Bir sabah…
19 Mayıs 1919…
Bir subay, Samsun kıyısında yürümeye başladı.
O yürüyüş, yalnızca bir askerin değil; bir halkın yürüyüşüdür. Ve o halk, yüzyıllardır yürümeyi unutmuştu. Kula kul olmuştu. Saraya, işgale, yoksulluğa ve cehalete…
Anadolu perişandı… ama kimse görmüyordu.
Birkaç ay sonra, 3 Eylül 1919’da, Ahmet Haşim yazdı. O büyük şair… Paris görmüş, İstanbul’un narin sokaklarında gezmiş bir kalem, Anadolu’nun sefaletini yazdı bir milletvekiline. Mektup hâlâ duruyor; kelimeleri bugün gibi:
“Anadolu köylüsünü sınıflandırmada karıncalar cinsine ithal etmeli fikrindeyim…”
Köylü, yani milletin özü… bir karınca!
Neşe yok, umut yok, düşünce yok.
Sadece açlık var. Sadece mide.
Haşim devam ediyor:
“Anadolu Türkleri henüz ekmek yapımından bile habersiz…”
İşte orası önemli: Ekmek yapımından habersiz bir halk. Düşünün… Bir milletin kendi karnını bile doyuramadığı bir coğrafyada, kurtuluş savaşına giriyorsunuz. Bu bir askeri mücadele değil sadece; bu bir insanı yeniden var etme savaşı.
Ahmet Haşim’in betimlediği hayat: Kağnılarla çekilen canavar yükleri… yoğurt bile “pislik mahsulü”… mide gazlarıyla sabaha uyanan insanlar… Ve tüm bunların içinde yürüyen biri var: Mustafa Kemal.
Soru şu: Mustafa Kemal neden yürüdü?
Cevap basit değil.
Saltanat gitmiş gitmemiş umurunda değildi. Tahtı devirmek için değil, halkı ayağa kaldırmak için yürüdü. Çünkü biliyordu:
Vatan, topraktır; ama millet, insandır.
Toprak silahla alınır; insan, akılla, emekle, inkılapla kazanılır.
Köylüye imeceyi öğretti. Toprağı bilimle tanıştırdı. Kadını erkeğin yanına getirdi. Okuma yazma seferberliği başlattı. Bütün bunlar, bir halkın yalnızca bağımsızlığına değil, insan onuruna kavuşması içindi.

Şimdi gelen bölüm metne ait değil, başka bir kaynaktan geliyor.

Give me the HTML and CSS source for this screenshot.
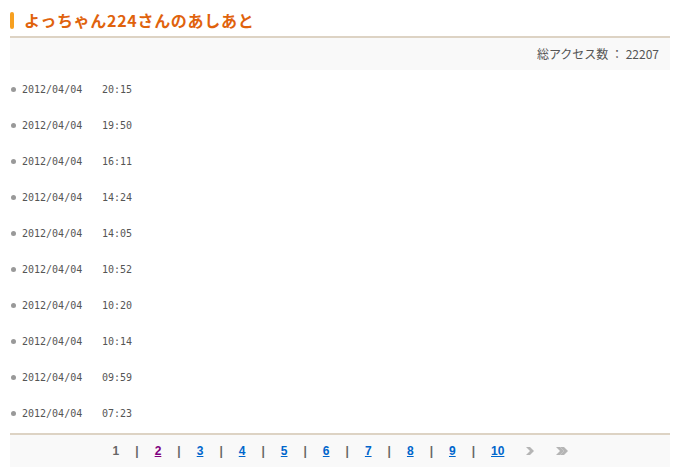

Ve şunu unutmayın: Cumhuriyet, sadece bir rejim değildir; bir bilinç devrimidir.
Bugün 19 Mayıs’ı kutlarken, bayrak sallamak yetmez. Yürüyüşe nereden başlandığını hatırlamak gerekir. Samsun kıyılarından mı?
Hayır…
Samsun’dan önce, millete adanmış fedailerin ruhunda başlar o yürüyüş.
Unutma sevgili okur:
Mustafa Kemal, Samsun’a çıkarken yalnızca vatanı değil, Anadolu insanını da kurtardı.
Ve insanı kurtarmak… Toprağı kurtarmaktan daha zordur.